— To be done —
Look for the string "styles" and copy every line that has it.

— Supplied material —
↓↓↓

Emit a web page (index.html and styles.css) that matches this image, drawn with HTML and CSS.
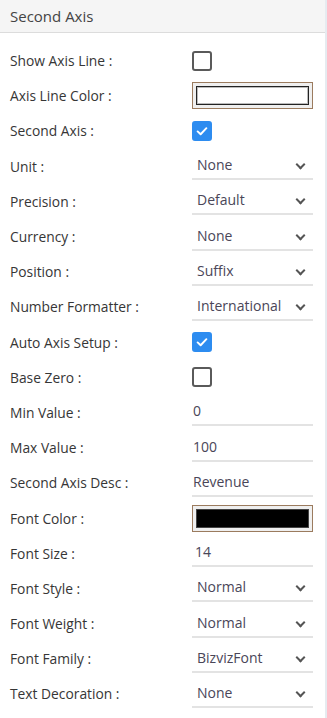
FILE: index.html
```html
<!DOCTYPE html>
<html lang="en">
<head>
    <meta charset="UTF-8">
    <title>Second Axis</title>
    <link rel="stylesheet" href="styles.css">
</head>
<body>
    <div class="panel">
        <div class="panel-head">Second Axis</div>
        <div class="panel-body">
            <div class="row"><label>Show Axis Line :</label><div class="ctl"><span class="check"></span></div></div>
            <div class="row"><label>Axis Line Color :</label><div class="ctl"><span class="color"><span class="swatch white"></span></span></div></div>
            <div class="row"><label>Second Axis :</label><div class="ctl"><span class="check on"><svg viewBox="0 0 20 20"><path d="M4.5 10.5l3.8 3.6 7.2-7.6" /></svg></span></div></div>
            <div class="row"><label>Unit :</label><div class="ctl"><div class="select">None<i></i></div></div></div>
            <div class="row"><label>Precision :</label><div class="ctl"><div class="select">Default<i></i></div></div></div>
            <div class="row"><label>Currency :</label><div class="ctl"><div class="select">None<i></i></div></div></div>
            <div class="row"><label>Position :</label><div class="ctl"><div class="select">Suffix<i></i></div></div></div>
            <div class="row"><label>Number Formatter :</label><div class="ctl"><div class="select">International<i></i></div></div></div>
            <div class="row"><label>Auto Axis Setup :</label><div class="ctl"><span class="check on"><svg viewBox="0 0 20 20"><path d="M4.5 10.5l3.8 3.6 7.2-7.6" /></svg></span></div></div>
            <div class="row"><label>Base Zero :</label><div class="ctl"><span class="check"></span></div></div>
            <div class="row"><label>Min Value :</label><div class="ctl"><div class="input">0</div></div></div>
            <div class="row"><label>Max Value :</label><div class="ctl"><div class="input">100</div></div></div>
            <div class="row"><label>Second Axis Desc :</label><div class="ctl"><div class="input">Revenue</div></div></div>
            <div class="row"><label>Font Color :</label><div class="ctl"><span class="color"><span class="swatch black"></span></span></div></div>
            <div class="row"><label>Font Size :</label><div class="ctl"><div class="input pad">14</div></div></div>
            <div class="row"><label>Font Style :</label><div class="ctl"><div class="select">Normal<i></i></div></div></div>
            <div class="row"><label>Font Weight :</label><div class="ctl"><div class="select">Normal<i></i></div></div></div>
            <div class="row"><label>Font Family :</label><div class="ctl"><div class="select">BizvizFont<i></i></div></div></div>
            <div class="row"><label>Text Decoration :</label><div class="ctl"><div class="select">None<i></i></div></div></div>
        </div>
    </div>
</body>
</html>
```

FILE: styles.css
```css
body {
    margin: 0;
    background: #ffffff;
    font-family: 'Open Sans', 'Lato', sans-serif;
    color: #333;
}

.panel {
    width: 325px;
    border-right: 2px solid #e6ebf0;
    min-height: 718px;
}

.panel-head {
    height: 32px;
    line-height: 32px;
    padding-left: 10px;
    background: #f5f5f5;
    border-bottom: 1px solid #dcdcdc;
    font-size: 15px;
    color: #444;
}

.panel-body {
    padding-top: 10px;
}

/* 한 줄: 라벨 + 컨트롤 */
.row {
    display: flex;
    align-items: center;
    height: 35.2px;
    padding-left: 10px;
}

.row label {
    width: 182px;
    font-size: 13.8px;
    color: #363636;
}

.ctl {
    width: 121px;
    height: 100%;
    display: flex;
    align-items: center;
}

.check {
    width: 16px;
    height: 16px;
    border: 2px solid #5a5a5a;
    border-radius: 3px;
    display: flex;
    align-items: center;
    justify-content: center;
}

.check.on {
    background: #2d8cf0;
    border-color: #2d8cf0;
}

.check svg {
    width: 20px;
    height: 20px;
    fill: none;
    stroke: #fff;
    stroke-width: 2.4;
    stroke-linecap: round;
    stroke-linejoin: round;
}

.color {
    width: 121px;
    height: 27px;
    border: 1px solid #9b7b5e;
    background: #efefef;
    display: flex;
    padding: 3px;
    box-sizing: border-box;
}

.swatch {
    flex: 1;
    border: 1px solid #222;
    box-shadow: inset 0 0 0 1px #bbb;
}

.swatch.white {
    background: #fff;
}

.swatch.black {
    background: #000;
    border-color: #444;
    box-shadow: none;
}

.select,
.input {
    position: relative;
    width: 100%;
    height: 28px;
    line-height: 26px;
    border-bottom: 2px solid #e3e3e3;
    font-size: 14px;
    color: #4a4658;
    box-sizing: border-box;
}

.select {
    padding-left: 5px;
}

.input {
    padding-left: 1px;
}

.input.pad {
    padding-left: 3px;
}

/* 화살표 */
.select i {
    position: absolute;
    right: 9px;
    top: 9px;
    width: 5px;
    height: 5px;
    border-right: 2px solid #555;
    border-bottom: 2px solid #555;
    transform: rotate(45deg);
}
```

↑↑↑
↓↓↓

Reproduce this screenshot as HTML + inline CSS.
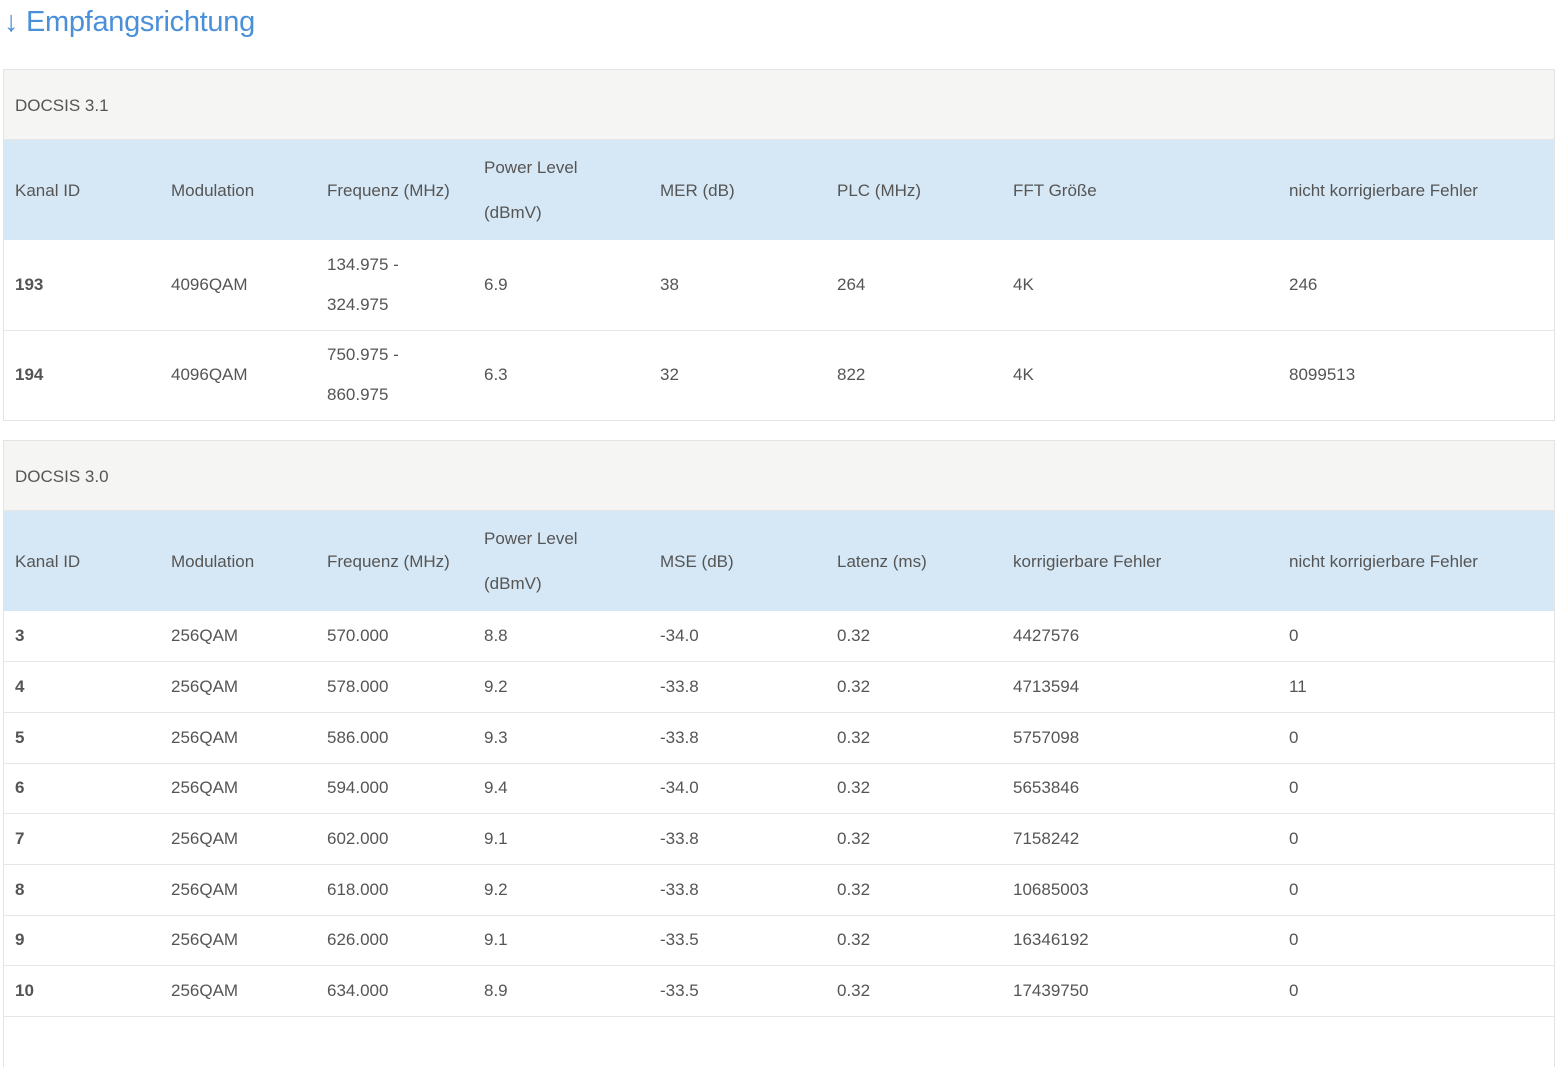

↑↑↑

— Final result —
Emit a web page (index.html and styles.css) that matches this image, drawn with HTML and CSS.
    <link rel="stylesheet" href="styles.css">
FILE: styles.css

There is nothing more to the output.